= SUPPLIED MATERIAL =
[Start]

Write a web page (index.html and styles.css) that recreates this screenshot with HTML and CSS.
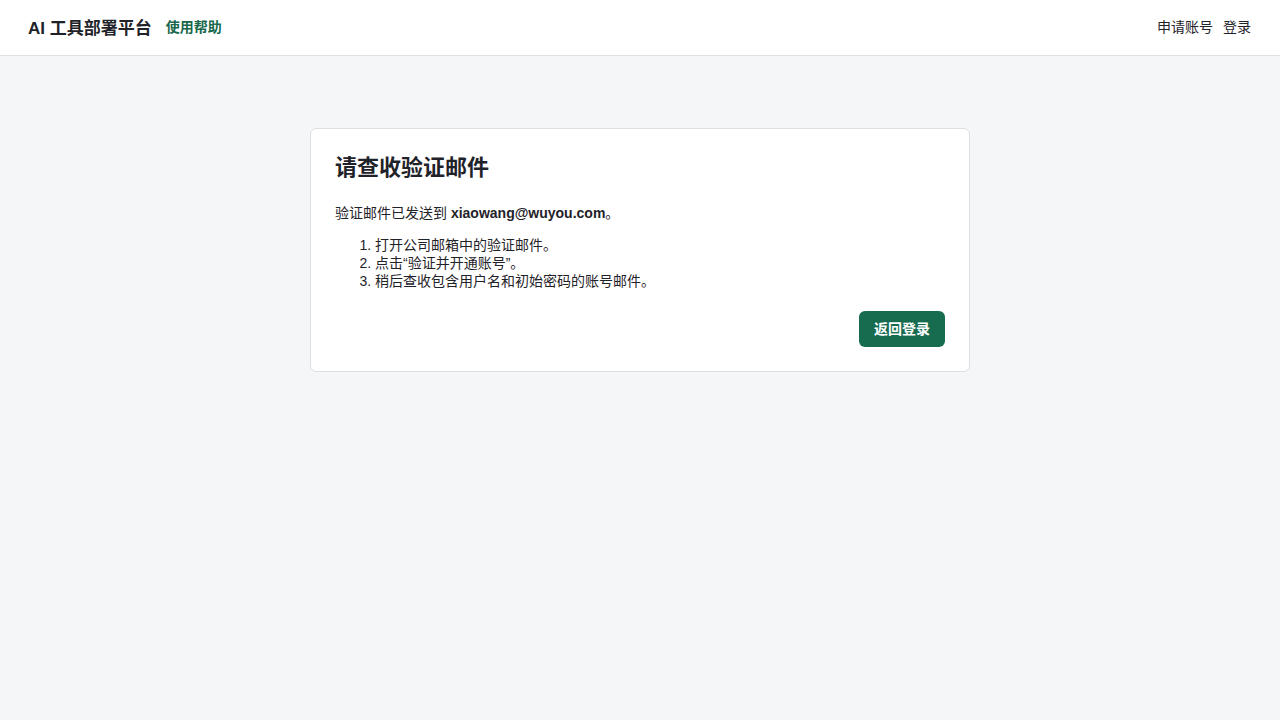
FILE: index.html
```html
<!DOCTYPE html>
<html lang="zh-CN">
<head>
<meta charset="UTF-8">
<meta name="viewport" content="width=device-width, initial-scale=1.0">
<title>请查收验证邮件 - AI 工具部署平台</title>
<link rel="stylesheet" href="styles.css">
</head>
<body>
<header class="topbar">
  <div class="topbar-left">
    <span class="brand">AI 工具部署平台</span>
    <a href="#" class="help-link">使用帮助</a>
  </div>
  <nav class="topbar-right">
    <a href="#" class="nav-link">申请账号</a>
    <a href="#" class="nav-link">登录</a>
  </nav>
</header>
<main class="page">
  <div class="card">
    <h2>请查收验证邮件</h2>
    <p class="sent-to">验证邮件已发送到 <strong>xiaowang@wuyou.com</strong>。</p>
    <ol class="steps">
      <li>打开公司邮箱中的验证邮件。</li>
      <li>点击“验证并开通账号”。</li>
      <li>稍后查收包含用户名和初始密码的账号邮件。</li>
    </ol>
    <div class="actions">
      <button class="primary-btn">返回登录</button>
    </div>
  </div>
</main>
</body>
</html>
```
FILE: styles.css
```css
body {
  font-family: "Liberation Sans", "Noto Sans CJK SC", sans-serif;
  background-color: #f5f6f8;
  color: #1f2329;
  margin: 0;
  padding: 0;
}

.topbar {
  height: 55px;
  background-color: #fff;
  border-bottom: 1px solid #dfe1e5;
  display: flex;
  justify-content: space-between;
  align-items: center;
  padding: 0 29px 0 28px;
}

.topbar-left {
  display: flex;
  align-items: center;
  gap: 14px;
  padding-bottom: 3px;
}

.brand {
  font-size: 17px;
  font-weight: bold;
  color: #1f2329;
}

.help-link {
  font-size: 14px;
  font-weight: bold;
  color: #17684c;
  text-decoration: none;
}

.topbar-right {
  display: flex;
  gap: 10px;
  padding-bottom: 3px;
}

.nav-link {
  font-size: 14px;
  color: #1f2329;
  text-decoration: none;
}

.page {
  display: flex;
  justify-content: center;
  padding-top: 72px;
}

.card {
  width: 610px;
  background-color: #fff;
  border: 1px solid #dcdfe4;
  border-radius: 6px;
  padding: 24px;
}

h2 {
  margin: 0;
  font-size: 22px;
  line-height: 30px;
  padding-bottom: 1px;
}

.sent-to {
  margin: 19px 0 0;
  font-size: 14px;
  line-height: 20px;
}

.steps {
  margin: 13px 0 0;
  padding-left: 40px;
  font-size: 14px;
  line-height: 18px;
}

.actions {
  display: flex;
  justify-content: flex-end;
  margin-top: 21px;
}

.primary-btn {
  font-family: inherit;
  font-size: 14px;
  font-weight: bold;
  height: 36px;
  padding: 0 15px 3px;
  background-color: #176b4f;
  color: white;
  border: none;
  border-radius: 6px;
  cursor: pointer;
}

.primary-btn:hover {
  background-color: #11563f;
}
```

[End]

All lines that include "index" are to be gathered and copied.

= ANSWER BELOW =
Write a web page (index.html and styles.css) that recreates this screenshot with HTML and CSS.
FILE: index.html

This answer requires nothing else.